As part of Coalition Warrior Interoperability Exercise (CWIX)’s 25th anniversary, we are looking back through the years to see how it has evolved. Today’s spotlight on Austria looks at how a small Partnership for Peace nation has leveraged CWIX to pack a big punch.

Colonel Hermann Jud is the CWIX24 National Lead for Austria, ICT & Cyber Planning Division of the Austrian Ministry of Defence. With more than two decades of experience with NATO interoperability efforts on behalf of the Austrian Ministry of Defence and a member of the CWIX community since 2005 – when it was previously known as “JWID” and then “CWID” – Jud is an interoperability veteran.

Observing the growth of CWIX in recent years, Jud says, “As CWIX has gotten bigger, it has also gotten more effective.” In 2009, Austria stepped into a formal observer role at CWIX after approval by the North Atlantic Council, and the following year, Austria expanded its testing program across multiple networks. The Allied Command Transformation-led exercise, he says, has enabled nations to “get away from stove-piping” in different communities of interest and increased cross-community information exchange. “And the Wiki (the CWIX information sharing platform) has improved a lot!”

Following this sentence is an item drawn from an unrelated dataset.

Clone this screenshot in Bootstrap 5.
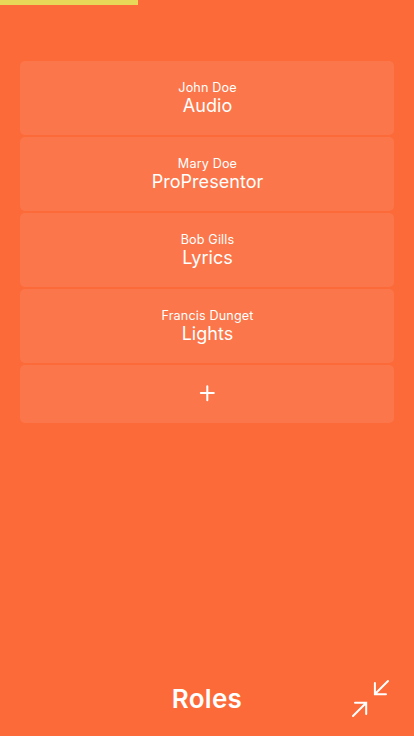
<!DOCTYPE html>
<html lang="en"><head><meta charset="utf-8"><meta name="viewport" content="width=device-width, initial-scale=1"><title>Roles</title>
<link rel="stylesheet" href="https://cdn.jsdelivr.net/npm/bootstrap@5.3.0/dist/css/bootstrap.min.css">
<style>
body{background:#fd6a39;color:#fff;font-family:Inter,sans-serif;height:736px}
.step-progress{height:5px;background:transparent;border-radius:0}
.step-progress .progress-bar{width:138px;background:#e8d859}
.role-list{padding:56px 20px 0;gap:2px}
.role-item{height:74px;background:#fb774b;border-radius:5px;color:#fff;padding:18px 0 0 1px}
.role-add{height:58px;background:#fb774b;border-radius:5px}
.person{font-size:12.6px;line-height:17px;letter-spacing:.16px}
.role-name{font-size:18px;line-height:20px;letter-spacing:.04px;font-weight:400}
.page-footer{height:74px;padding-top:21px}
.page-title{font-size:26px;line-height:32px;font-weight:600;letter-spacing:.3px}
.collapse-btn{right:24px;top:17px;line-height:0}
</style></head>
<body class="d-flex flex-column overflow-hidden">
<div class="progress step-progress"><div class="progress-bar"></div></div>
<main class="d-flex flex-column role-list flex-grow-1">
<div class="role-item text-center"><div class="person">John Doe</div><div class="role-name">Audio</div></div>
<div class="role-item text-center"><div class="person">Mary Doe</div><div class="role-name">ProPresentor</div></div>
<div class="role-item text-center"><div class="person">Bob Gills</div><div class="role-name">Lyrics</div></div>
<div class="role-item text-center"><div class="person">Francis Dunget</div><div class="role-name">Lights</div></div>
<button class="btn p-0 border-0 role-add d-flex align-items-center justify-content-center" aria-label="Add role"><svg width="18" height="18" viewBox="0 0 18 18" stroke="#fff" stroke-width="2" stroke-linecap="round"><path d="M9.3 1.2v14M2.8 8h13"/></svg></button>
</main>
<footer class="page-footer position-relative text-center"><h1 class="page-title m-0">Roles</h1>
<button class="btn p-0 border-0 position-absolute collapse-btn" aria-label="Collapse"><svg width="39" height="39" viewBox="0 0 39 39" fill="none" stroke="#fff" stroke-width="2" stroke-linecap="round"><path d="M37 2L24 15M23.9 4v11.2H35M2 37L15 24M4 23.8h11.2V35"/></svg></button></footer>
<script src="https://cdn.jsdelivr.net/npm/bootstrap@5.3.0/dist/js/bootstrap.bundle.min.js"></script>
</body></html>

The Austrian experience at CWIX also highlights how a nation is engaging in NATO’s Partnership for Peace, a programme of practical, bilateral cooperation between individual Euro-Atlantic partner countries and NATO. It allows partners to build up an individual relationship with NATO, choosing their own priorities for cooperation. Since 2014, under the Partnership Interoperability Initiative, Austria has participated in the Interoperability Platform, which brings Allies together with selected partners that are active contributors to NATO’s operations.

For Austria, interoperability has always been at the core. Through testing at CWIX, Austria established a national Point of Presence, and de-risked connectivity and interoperability. “Our biggest national step forward was the implementation of the Combined Federated Battle Labs Network Point of Presence in the national battle lab,” Jud says. “This came after more than two years in the accreditation process within the Combined Federated Battle Labs Network Community.” Austria’s battle lab joined the Combined Federated Battle Labs Network in 2021.

While Austria’s level of personnel and resources at CWIX is limited, its participation in CWIX optimizes opportunities for collaboration and maximizes resources. “A small and, by the way, neutral Partnership for Peace Nation cannot afford to invent everything on its own,” says Jud. “Cooperation and burden sharing – exemplified by NATO’s Federated Mission Networking community and at CWIX – are the only feasible ways to get troops, networks, and IT services mission-ready in a proper time frame on an affordable budget.”

Looking to the future, CWIX will remain integral to Austria’s Command & Control pipelines, remaining “a very important element in the national capability development and deployment phase of IT Services for the Austrian Mission Network Services stack.”

While CWIX yields technical benefits and interoperability advancements, Jud says its greatest asset is the people. “CWIX creates human interoperability and trust. When technology and processes come into the game, you only can test with partners who you can understand and who you trust. People work together and help each other; engineers talk to operators and vice versa. Both dive into a new world and together, they improve mission readiness.”